— Start of RAW DATA —
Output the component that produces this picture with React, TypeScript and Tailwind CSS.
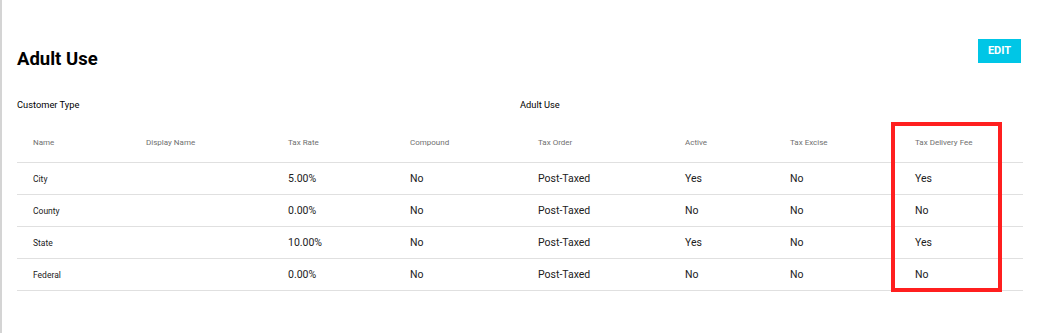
import React from "react";

const cols = [
  { label: "Name", w: "w-[129px]" },
  { label: "Display Name", w: "w-[142px]" },
  { label: "Tax Rate", w: "w-[122px]" },
  { label: "Compound", w: "w-[128px]" },
  { label: "Tax Order", w: "w-[147px]" },
  { label: "Active", w: "w-[105px]" },
  { label: "Tax Excise", w: "w-[125px]" },
  { label: "Tax Delivery Fee", w: "w-[108px]" },
];

const rows = [
  ["City", "", "5.00%", "No", "Post-Taxed", "Yes", "No", "Yes"],
  ["County", "", "0.00%", "No", "Post-Taxed", "No", "No", "No"],
  ["State", "", "10.00%", "No", "Post-Taxed", "Yes", "No", "Yes"],
  ["Federal", "", "0.00%", "No", "Post-Taxed", "No", "No", "No"],
];

export default function App() {
  return (
    <div
      className="min-h-[333px] w-[1040px] bg-white border-l-2 border-[#d4d4d4] pl-[15px] pr-[17px]"
      style={{ fontFamily: "Roboto, 'Liberation Sans', sans-serif" }}
    >
      <div className="flex items-start justify-between pt-[39px]">
        <h1 className="mt-[8px] text-[18.5px] leading-[24px] font-bold text-black">Adult Use</h1>
        <button className="mr-[2px] h-[24px] w-[43px] bg-[#00c6e6] text-white text-[11px] font-bold leading-[24px] text-center">
          EDIT
        </button>
      </div>
      <div className="grid grid-cols-2 mt-[26px] text-[9.3px] leading-[16px] text-black">
        <div>Customer Type</div>
        <div>Adult Use</div>
      </div>
      <div className="relative mt-[10px]">
        <table className="w-full border-collapse table-fixed">
          <thead>
            <tr className="h-[39px] border-b border-[#e0e0e0]">
              {cols.map((c, i) => (
                <th
                  key={c.label}
                  className={`${c.w} ${i === 0 ? "pl-[16px]" : ""} pt-[2px] text-left font-normal text-[8px] text-[#6f6f6f] align-middle`}
                >
                  {c.label}
                </th>
              ))}
            </tr>
          </thead>
          <tbody>
            {rows.map((r) => (
              <tr key={r[0]} className="h-[32px] border-b border-[#e0e0e0]">
                {r.map((v, i) => (
                  <td
                    key={i}
                    className={
                      i === 0
                        ? "pl-[16px] pt-[2px] text-[8.5px] text-[#212121] align-middle"
                        : "pt-[1px] text-[10.5px] text-[#212121] align-middle"
                    }
                  >
                    {v}
                  </td>
                ))}
              </tr>
            ))}
          </tbody>
        </table>
        <div className="absolute left-[874px] top-[-1px] w-[111px] h-[170px] border-[4px] border-[#ff1f1f] pointer-events-none" />
      </div>
    </div>
  );
}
— End of RAW DATA —
PROBLEM | Give again, exactly, the lines from the start of the data through the one holding "import React from"; omit the pictures.

ANSWER TO THE PROBLEM |
Output the component that produces this picture with React, TypeScript and Tailwind CSS.
import React from "react";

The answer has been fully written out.